In all they are a very versatile single coil guitar. You can play anything on it as long as you personally gel with it. There was quite a lot of use of them in the Seattle hardcore/ pre grunge bands- they aren’t just for jangle pop
I’ve been told 620 sound more like a tele given it’s solid construction. This has never really occurred to me on the occasions I’ve tried them as it just sounded like a Ricky. Worth noting that a 660 has a wider neck should this be useful to you.
Hope this helps
But that means that in a two-pickup sound where the neck pickup is inherently louder than the bridge, it does act as a sort-of 'balance' control because it goes from the neck pickup dominating to the bridge pickup dominating as you turn it up from low to high.

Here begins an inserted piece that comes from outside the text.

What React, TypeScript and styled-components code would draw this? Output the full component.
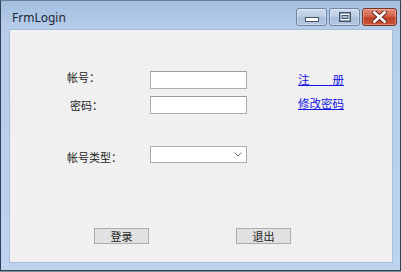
import React from "react";
import styled, { createGlobalStyle } from "styled-components";

const Global = createGlobalStyle`
  html, body {
    margin: 0;
    padding: 0;
    background: #7d8e9e;
  }
  * {
    box-sizing: border-box;
  }
`;

const Window = styled.div`
  width: 401px;
  height: 271px;
  display: flex;
  flex-direction: column;
  border: 1px solid #2f4152;
  border-top-color: #6a7f95;
  background: linear-gradient(to bottom, #a4bfdf 0px, #b6cdea 28px, #bcd4ee 100%);
  font-family: "Noto Sans CJK SC", "Noto Sans", sans-serif;
`;

const TitleBar = styled.div`
  height: 28px;
  display: flex;
  align-items: flex-start;
  padding: 0 3px 0 11px;
`;

const Title = styled.div`
  flex: 1;
  padding-top: 8px;
  font-family: "Noto Sans", "Open Sans", sans-serif;
  font-size: 12px;
  line-height: 18px;
  color: #1c2733;
`;

const Captions = styled.div`
  display: flex;
  gap: 2px;
  margin-top: 7px;
`;

const CaptionButton = styled.div<{ $close?: boolean; $w: number }>`
  width: ${(p) => p.$w}px;
  height: 18px;
  border-radius: 3px;
  display: flex;
  align-items: center;
  justify-content: center;
  border: 1px solid ${(p) => (p.$close ? "#7c3224" : "#6f86a5")};
  background: ${(p) =>
    p.$close
      ? "linear-gradient(to bottom, #e38a73 0%, #d2634a 45%, #be4026 55%, #c9573c 100%)"
      : "linear-gradient(to bottom, #cfdcec 0%, #bccee4 45%, #a9bfda 55%, #b4c8e0 100%)"};
  box-shadow: inset 0 0 0 1px rgba(255, 255, 255, 0.3);
`;

const Client = styled.div`
  flex: 1;
  margin: 0 7px 7px 8px;
  background: #f0f0f0;
  border: 1px solid #a6bed9;
  display: flex;
  flex-direction: column;
`;

const Top = styled.div`
  display: flex;
  padding: 41px 0 0 57px;
  gap: 51px;
`;

const Fields = styled.div`
  display: flex;
  flex-direction: column;
`;

const FieldRow = styled.div<{ $space: number }>`
  display: grid;
  grid-template-columns: 83px 97px;
  align-items: center;
  margin-top: ${(p) => p.$space}px;
`;

const Label = styled.span<{ $indent?: number; $shift?: number }>`
  font-size: 11px;
  line-height: 14px;
  color: #1e1e1e;
  padding-left: ${(p) => p.$indent ?? 0}px;
  position: relative;
  top: ${(p) => p.$shift ?? 0}px;
`;

const TextBox = styled.div`
  height: 18px;
  background: #ffffff;
  border: 1px solid #abadb3;
  border-top-color: #9a9ca3;
`;

const Combo = styled.div`
  height: 17px;
  background: #ffffff;
  border: 1px solid #acacac;
  display: flex;
  align-items: center;
  justify-content: flex-end;
  padding-right: 4px;
`;

const Links = styled.div`
  display: flex;
  flex-direction: column;
  gap: 8px;
`;

const Link = styled.a`
  font-size: 11.5px;
  line-height: 16px;
  color: #1414e6;
  text-decoration: underline;
  white-space: pre;
  cursor: pointer;
`;

const Actions = styled.div`
  display: flex;
  gap: 87px;
  padding-left: 84px;
  margin-top: 65px;
`;

const Button = styled.div`
  width: 55px;
  height: 16px;
  background: #e1e1e1;
  border: 1px solid #adadad;
  display: flex;
  align-items: center;
  justify-content: center;
  font-size: 11px;
  color: #1e1e1e;
`;

const MinIcon = () => (
  <svg width="14" height="5" viewBox="0 0 14 5" style={{ marginTop: 5 }}>
    <rect x="0.5" y="0.5" width="13" height="4" fill="#ffffff" stroke="#3f536b" />
  </svg>
);

const MaxIcon = () => (
  <svg width="12" height="10" viewBox="0 0 12 10">
    <rect x="0.5" y="0.5" width="11" height="9" fill="#3f536b" stroke="#3f536b" />
    <rect x="1.5" y="1.5" width="9" height="7" fill="#ffffff" />
    <rect x="3" y="3.5" width="6" height="3" fill="#aebfd6" stroke="#3f536b" />
  </svg>
);

const CloseIcon = () => (
  <svg width="15" height="12" viewBox="0 0 15 12">
    <path d="M2.5 1.5 L12.5 10.5 M12.5 1.5 L2.5 10.5" stroke="#5a1e14" strokeWidth="4.6" strokeLinecap="square" />
    <path d="M2.5 1.5 L12.5 10.5 M12.5 1.5 L2.5 10.5" stroke="#ffffff" strokeWidth="2.8" strokeLinecap="square" />
  </svg>
);

const Chevron = () => (
  <svg width="8" height="5" viewBox="0 0 8 5">
    <path d="M0.5 0.5 L4 4 L7.5 0.5" fill="none" stroke="#7a7a7a" strokeWidth="1" />
  </svg>
);

export default function App() {
  return (
    <>
      <Global />
      <Window>
        <TitleBar>
          <Title>FrmLogin</Title>
          <Captions>
            <CaptionButton $w={31}>
              <MinIcon />
            </CaptionButton>
            <CaptionButton $w={31}>
              <MaxIcon />
            </CaptionButton>
            <CaptionButton $w={35} $close>
              <CloseIcon />
            </CaptionButton>
          </Captions>
        </TitleBar>
        <Client>
          <Top>
            <Fields>
              <FieldRow $space={0}>
                <Label $shift={-3}>帐号：</Label>
                <TextBox />
              </FieldRow>
              <FieldRow $space={7}>
                <Label $indent={3}>密码：</Label>
                <TextBox />
              </FieldRow>
              <FieldRow $space={32}>
                <Label $shift={2}>帐号类型：</Label>
                <Combo>
                  <Chevron />
                </Combo>
              </FieldRow>
            </Fields>
            <Links>
              <Link>{"注　　册"}</Link>
              <Link>修改密码</Link>
            </Links>
          </Top>
          <Actions>
            <Button>登录</Button>
            <Button>退出</Button>
          </Actions>
        </Client>
      </Window>
    </>
  );
}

Its original purpose seems to have been to compensate for the volume difference between the two pickups when the bridge pickup was fitted with the bass-cut 'vintage' cap, but it's still useful without that. The late-80s overwound neck pickup may have been part of that thinking too, but it still works well even when the pickups are the same output.
I actually add a treble-pass cap across the pot on mine, to make that more pronounced.
I also found the rhythm circuit very useful on my Jaguar, so it's obviously something that clicks with some players and not others!
"Take these three items, some WD-40, a vise grip, and a roll of duct tape. Any man worth his salt can fix almost any problem with this stuff alone." - Walt Kowalski
"Only two things are infinite - the universe, and human stupidity. And I'm not sure about the universe." - Albert Einstein
Funnily enough I’ve never really noticed the narrow neck thing, and the profile and depth feel more substantial than other guitars I own (Epi Les Paul, or MIM Classic 60s Strat for example).
The Hi-Gain pickups sound great to me - beefier than Fender single coils to get you into mid-period REM or Blue Aeroplanes sounds, but sweet and jangly, especially in the middle position. It’s not that you can’t play lead on a Rick, but like a Jaguar, I’m far more likely to play jangly arpeggios on it than I would on a Strat or Les Paul.
Prices are nuts though. There are a few beat-up instruments around at reasonable prices but you have to be very patient to get a clean one at a recent price. I got lucky.